OBSZÖN GESCHÖPF, Day of Suffering (2000, demo)
The skull:
There are plenty of logo-chomping skulls out there, and this one at first glance appears no different from any other, but look close and you’ll notice that the bottom jaw is scaled completely differently from the rest of the skull. It’s got mismatched dentition, too. I have to assume that either the top or the bottom was different at one point, probably the top, but after the artist scaled it back from whatever idiotic monster he originally drew, he forgot to similarly update the bottom half, leaving us with the chimeric skull we see here. That’s exactly the kind of inattention to detail that can elevate a Big Dumb Skull from the ordinary to the sublime, and while I won’t say that this cover has been so elevated, I must nevertheless applaud its dauntless stupidity.
The music:
This is simplistic and fairly boring electronic industrial music on to which boxy, heavy guitars have been grafted. The guitar parts can hardly be called riffs, as they are mostly single-chord chugs to go along with the bloopy keyboards and do little aesthetic work beyond signifying that Obszön Geschöpf are metal in some way. There are some guitar solos as well, but these are hilariously bad. They’re played poorly per se, but they are comically out of place amid the bargain basement techno thumps and square wave burps.
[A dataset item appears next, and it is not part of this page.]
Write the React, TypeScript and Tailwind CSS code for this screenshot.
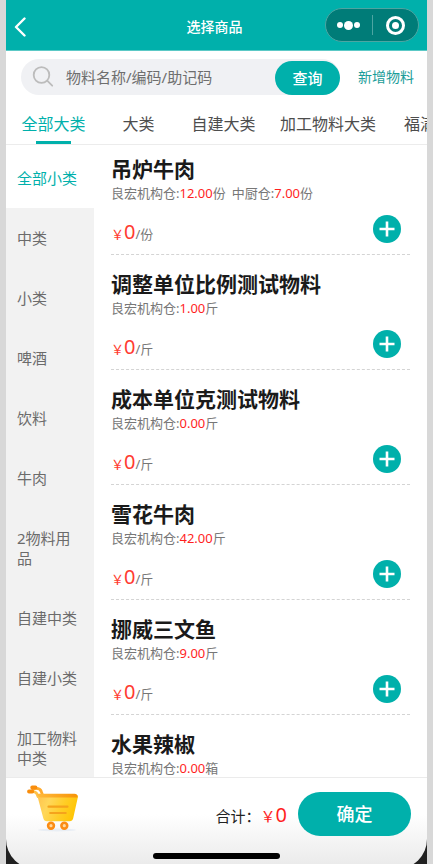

Obszön Geschöpf are basically a one-man band, but hillariously it’s a French guy trying to toughen up his image with a German band name (and he even got that wrong, failing to properly decline the adjective; the name translates to “Obscene Creature.”) I’ve written about industrial metal before, and I’ve gone on record saying that it’s fairly hard to do the style well, but this demo is never in any danger of crossing the fine line between stupid and clever.